The second is an Italian novel by Rosetta Loy, “Hot Chocolate at Hanselmann’s,” the story of an Italian family during the Second World War ... a completely new slant on the time and situation.
Finally, Maxine Swann’s “Flower Children” is a novel made up of linked stories about children raised by hippie parents in the 1970s ... a gorgeously observed and rendered view of a rich but chaotic childhood.
“The Lay of the Land,” by Richard Ford. From his days as a supposed “dirty realist,” Richard Ford has developed a prose style second to none in American letters — fresh, easygoing, effortless-seeming but supercomplex and hard-wrought, full of encyclopedic knowledge about every inch of the U.S.A. and wildly funny, as well as wise. This was a book that reminded me why I wanted to write in the first place.

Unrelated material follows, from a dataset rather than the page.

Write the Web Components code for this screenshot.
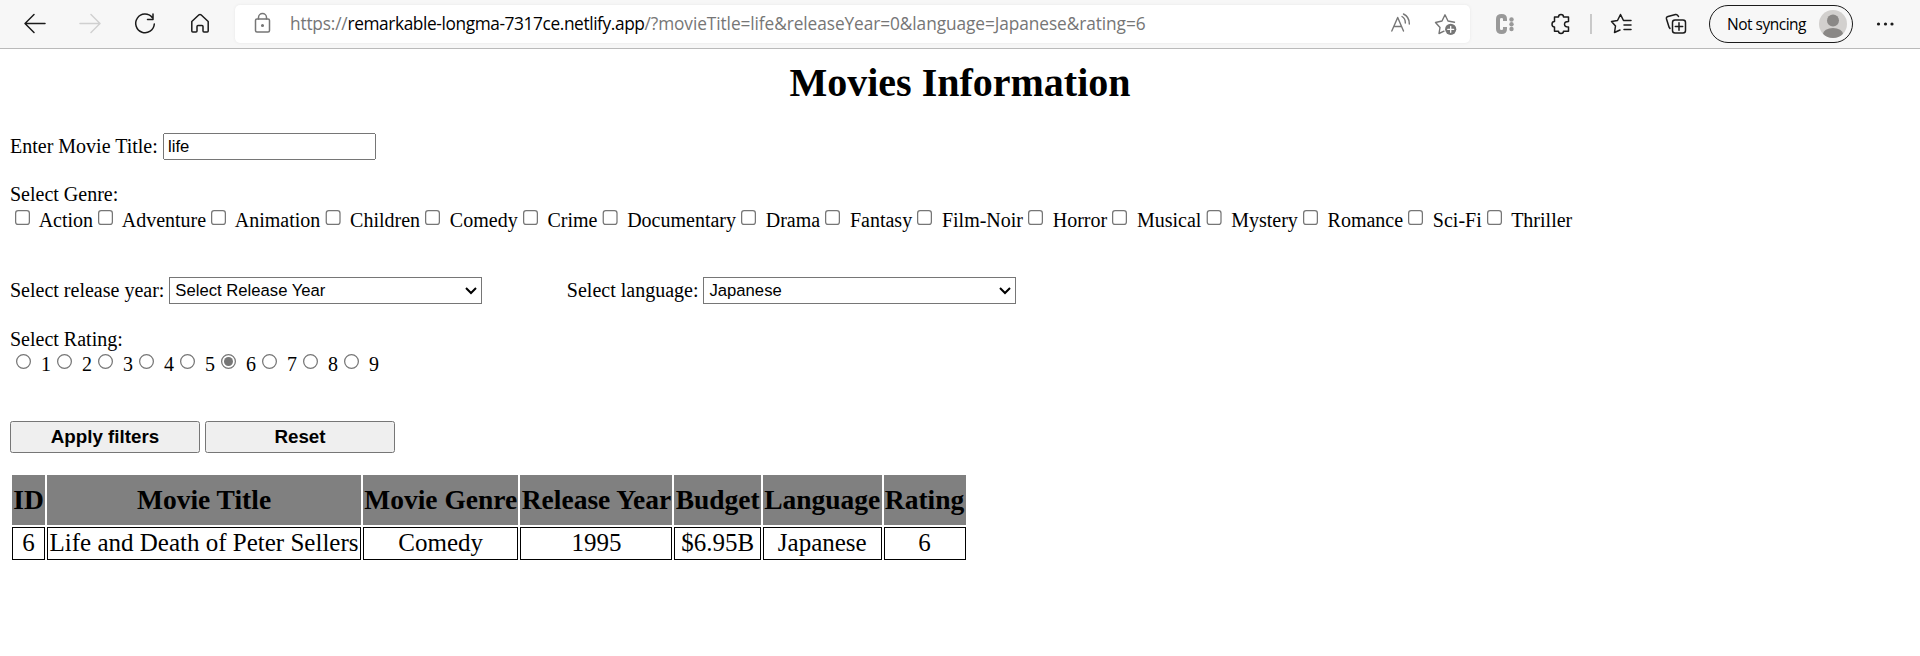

“Love in a Fallen City,” by Eileen Chang. Chang was a literary sensation in China and Hong Kong during the 1940s. Though she immigrated to the United States and died in Los Angeles in 1995, her work isn’t well known here. This is now changing, thanks to the NYRB reprint series. Chang views the world with the eye of the most jaundiced European master — Somerset Maugham with gout, maybe — but that eye is trained upon an altogether different world. All of Chang’s stories are love stories, more or less. They’re merciless and surprising and suffused throughout with the marks of an original.
“Herzog,” by Saul Bellow. Rereading Bellow in preparation for writing an introduction to a new edition of “Humboldt’s Gift,” I was bowled over, as I always am, by this, the best of Bellow’s great novels. It’s the book I perennially recommend people read, and so am doing it again here.